The Daily cites Zhaopin.com's third-quarter jobs report for white-collar workers, which  showed that demand for talent was shrinking with the slowdown of China's economic growth. At the same time, more such workers were considering changing jobs, leading to more competition among job hunters, especially those in Northeast China and in second-tier cites.

In Zhaopin's competition index for major cities, Shenyang and Dalian, both in Liaoning province, and Changchun, Jilin province - all in Northeast China - ranked first, fourth and eighth.

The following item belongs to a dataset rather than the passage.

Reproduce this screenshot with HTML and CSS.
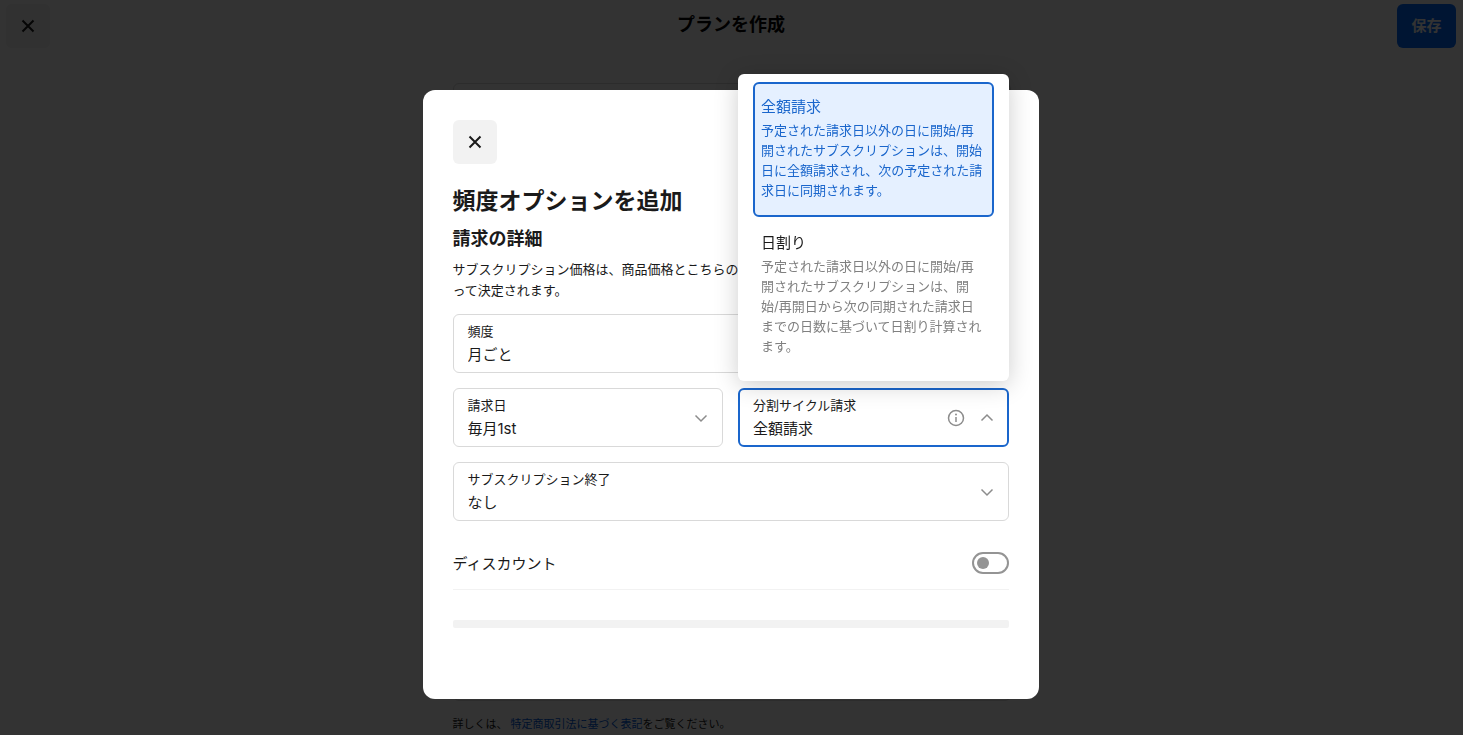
FILE: index.html
```html
<!DOCTYPE html>
<html lang="ja">
<head>
    <meta charset="UTF-8">
    <meta name="viewport" content="width=device-width, initial-scale=1.0">
    <title>プランを作成</title>
    <link rel="stylesheet" href="styles.css">
</head>
<body>
    <div class="page">
        <header class="topbar">
            <button type="button" class="close-btn" aria-label="閉じる">
                <svg width="14" height="14" viewBox="0 0 14 14"><path d="M1.500 1.500l11 11M12.500 1.500l-11 11"/></svg>
            </button>
            <h1>プランを作成</h1>
            <button type="button" class="save-btn">保存</button>
        </header>
        <main class="content">
            <section class="plan-card"></section>
            <p class="legal">詳しくは、 <a href="#">特定商取引法に基づく表記</a>をご覧ください。</p>
        </main>
    </div>

    <div class="overlay">
        <div class="modal" role="dialog" aria-labelledby="modalTitle">
            <button type="button" class="close-btn" aria-label="閉じる">
                <svg width="14" height="14" viewBox="0 0 14 14"><path d="M1.500 1.500l11 11M12.500 1.500l-11 11"/></svg>
            </button>
            <h2 id="modalTitle">頻度オプションを追加</h2>
            <h3>請求の詳細</h3>
            <p class="description">サブスクリプション価格は、商品価格とこちらの<br>って決定されます。</p>

            <form class="fields">
                <div class="field wide">
                    <div class="field-text">
                        <label for="frequency">頻度</label>
                        <select id="frequency"><option>月ごと</option></select>
                    </div>
                    <svg class="icon" width="14" height="14" viewBox="0 0 14 14"><path d="M1.500 4.500L7 10l5.500-5.500"/></svg>
                </div>
                <div class="field">
                    <div class="field-text">
                        <label for="billingDay">請求日</label>
                        <select id="billingDay"><option>毎月1st</option></select>
                    </div>
                    <svg class="icon" width="14" height="14" viewBox="0 0 14 14"><path d="M1.500 4.500L7 10l5.500-5.500"/></svg>
                </div>
                <div class="field open">
                    <div class="field-text">
                        <label for="splitCycle">分割サイクル請求</label>
                        <select id="splitCycle"><option>全額請求</option><option>日割り</option></select>
                    </div>
                    <svg class="icon info" width="18" height="18" viewBox="0 0 18 18"><circle cx="9" cy="9" r="7.500"/><path d="M9 8v5"/><circle class="dot" cx="9" cy="5.500" r="1"/></svg>
                    <svg class="icon" width="14" height="14" viewBox="0 0 14 14"><path d="M1.500 9.500L7 4l5.500 5.500"/></svg>
                    <div class="dropdown" role="listbox">
                        <button type="button" class="option selected" role="option" aria-selected="true">
                            <span class="option-title">全額請求</span>
                            <span class="option-text">予定された請求日以外の日に開始/再開されたサブスクリプションは、開始日に全額請求され、次の予定された請求日に同期されます。</span>
                        </button>
                        <button type="button" class="option" role="option" aria-selected="false">
                            <span class="option-title">日割り</span>
                            <span class="option-text">予定された請求日以外の日に開始/再開されたサブスクリプションは、開始/再開日から次の同期された請求日までの日数に基づいて日割り計算されます。</span>
                        </button>
                    </div>
                </div>
                <div class="field wide">
                    <div class="field-text">
                        <label for="ending">サブスクリプション終了</label>
                        <select id="ending"><option>なし</option></select>
                    </div>
                    <svg class="icon" width="14" height="14" viewBox="0 0 14 14"><path d="M1.500 4.500L7 10l5.500-5.500"/></svg>
                </div>
            </form>

            <div class="discount">
                <label for="discount">ディスカウント</label>
                <input type="checkbox" id="discount" class="toggle">
            </div>
            <div class="divider"></div>
        </div>
    </div>
</body>
</html>
```

FILE: styles.css
```css
* {
    box-sizing: border-box;
}

body {
    margin: 0;
    font-family: Inter, "Noto Sans CJK JP", sans-serif;
    font-size: 15px;
    color: #1a1a1a;
    background-color: #fff;
}

h1, h2, h3, p {
    margin: 0;
}

button, select {
    font-family: inherit;
    color: inherit;
}

.page {
    height: 100vh;
    display: flex;
    flex-direction: column;
    overflow: hidden;
}

.topbar {
    display: grid;
    grid-template-columns: 1fr auto 1fr;
    align-items: center;
    padding: 4px 7px 4px 6px;
}

.topbar h1 {
    font-size: 18px;
    font-weight: 600;
    line-height: 24px;
    padding-bottom: 2px;
    color: #000;
}

.close-btn {
    width: 44px;
    height: 44px;
    display: flex;
    align-items: center;
    justify-content: center;
    padding: 0;
    border: none;
    border-radius: 6px;
    background-color: #f2f2f2;
    cursor: pointer;
}

.close-btn svg {
    fill: none;
    stroke: #1a1a1a;
    stroke-width: 2;
}

.save-btn {
    justify-self: end;
    width: 59px;
    height: 44px;
    padding: 0 0 3px;
    border: none;
    border-radius: 6px;
    background-color: #006aff;
    color: #fff;
    font-size: 15px;
    font-weight: 600;
    cursor: pointer;
}

.content {
    flex: 1;
    display: flex;
    flex-direction: column;
    width: 558px;
    max-width: 100%;
    margin: 0 auto;
    padding-top: 31px;
}

.plan-card {
    flex: 1;
    border: 1px solid #d9d9d9;
    border-radius: 6px;
}

.legal {
    padding: 14px 0 2px;
    font-size: 11px;
    line-height: 18px;
}

.legal a {
    color: #005ad9;
    text-decoration: none;
}

.overlay {
    position: fixed;
    inset: 0;
    display: flex;
    justify-content: center;
    padding: 90px 2px 36px 0;
    background-color: rgba(0, 0, 0, 0.8);
}

.modal {
    width: 616px;
    max-width: 100%;
    padding: 30px;
    border-radius: 12px;
    background-color: #fff;
}

.modal h2 {
    margin-top: 19px;
    font-size: 23px;
    font-weight: 600;
    line-height: 36px;
}

.modal h3 {
    margin-top: 5px;
    font-size: 18px;
    font-weight: 600;
    line-height: 30px;
}

.description {
    margin-top: 5px;
    font-size: 13px;
    line-height: 21px;
}

.fields {
    display: grid;
    grid-template-columns: 1fr 1fr;
    gap: 15px;
    margin-top: 13px;
}

.field {
    position: relative;
    display: flex;
    align-items: center;
    gap: 15px;
    height: 59px;
    padding: 0 14px;
    border: 1px solid #d9d9d9;
    border-radius: 6px;
}

.wide {
    grid-column: span 2;
}

.open {
    padding: 0 13px;
    border: 2px solid #1a66cc;
}

.field-text {
    flex: 1;
    display: flex;
    flex-direction: column;
    gap: 2px;
}

.field label {
    font-size: 13px;
    line-height: 20px;
}

.field select {
    height: 24px;
    padding: 0;
    border: none;
    outline: none;
    appearance: none;
    background: none;
    font-size: 15px;
    line-height: 24px;
}

.icon {
    fill: none;
    stroke: #8c8c8c;
    stroke-width: 1.5;
    pointer-events: none;
}

.icon .dot {
    fill: #8c8c8c;
    stroke: none;
}

.dropdown {
    position: absolute;
    left: -2px;
    right: -2px;
    bottom: calc(100% + 9px);
    display: flex;
    flex-direction: column;
    gap: 1px;
    padding: 8px 15px;
    border-radius: 6px;
    background-color: #fff;
    box-shadow: 0 4px 24px rgba(0, 0, 0, 0.2);
}

.option {
    padding: 12px 6px 15px;
    border: 2px solid transparent;
    border-radius: 6px;
    background-color: #fff;
    text-align: left;
    cursor: pointer;
}

.option-title {
    display: block;
    margin-bottom: 2px;
    font-size: 15px;
    line-height: 22px;
}

.option-text {
    display: block;
    font-size: 13px;
    line-height: 20px;
    color: #808080;
}

.selected {
    border-color: #1a66cc;
    background-color: #e5f0ff;
    color: #1a66cc;
}

.selected .option-text {
    color: inherit;
}

.discount {
    display: flex;
    align-items: center;
    justify-content: space-between;
    height: 54px;
    margin-top: 15px;
    border-bottom: 1px solid #f2f2f2;
}

.toggle {
    appearance: none;
    width: 37px;
    height: 22px;
    margin: 0;
    padding: 3px;
    border: 2px solid #949494;
    border-radius: 11px;
    cursor: pointer;
}

.toggle::before {
    content: "";
    display: block;
    width: 12px;
    height: 12px;
    border-radius: 50%;
    background-color: #949494;
}

.toggle:checked::before {
    margin-left: auto;
}

.divider {
    height: 8px;
    margin-top: 30px;
    border-radius: 2px;
    background-color: #f2f2f2;
}
```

Zhu Hongyan, chief career consultant for the website, said that "the changing economic structure affects certain traditional careers. The need for professionals in certain fields declined, and some even disappeared." Hongyan added that "Workers in these industries are forced to seek career opportunities in other ones, increasing competition in the market for job seekers."

 

Moreover, second-tier cities such as Chengdu, Sichuan province, Suzhou, Jiangsu province, Xi'an, Shaanxi province, and Tianjin are all among the top 10 cities with the most competitive job market.

 

Beijing ranked ninth, while Shanghai ranked 18th.

 

Zhu, the career consultant, said the trend of white collar workers shifting their jobs to fast-developing second-or third-tier cities has become more prominent because of the high pressures of working and living in larger cities, deteriorating environments and restrictions on cars and housing.

 

"Regional preferential policies have helped second-and third-tier cities attract overflow industries and companies from the overcrowded metropolises, which have their own restrictions such as limited land and other resources," Zhu said.

"However, second-and third-tier cities do not have the same mature economic structure and industries as the metropolises," added Zhu. "So not all job seekers can find satisfactory jobs."

And with 35 applicants for any one job, that is precisely what is happening.

Worse, due to surging labor market competition and the drop of vacant positions for which there is demands - usually at the best paid positions in the labor chain - wages are about to tumble as employers realize they can pay anything they want: after all if someone quits, there are 34 other workers happy to replace him.

This has two major impllcations:

  • first, with wages set to drop, yet another source of deflation is about to be unveiled;
  • second, as China's economic collapse leads to increasingly less job opening , it inevitably means that social tensions and violence are set to rise in a country which see the migration of tens of millions of people from the heartland to the coastal cities.

Finally, all those conflicting forecasts in 2011 that China may or may not hit wage parity with the US some time in 2016, well - we now know the answer: China may have reached its Lewis point, but now that the economy is on its way to a crash landing, it has solidly gone into reverse.

(for those asking what China's first problem is, well there are many to choose from, but if given just one option, we would repeat what we said last night when we reported that "CLSA Just Stumbled On The Neutron Bomb In China's Banking System" - the country's trillion in non-performing loans which nobody is talking about just yet).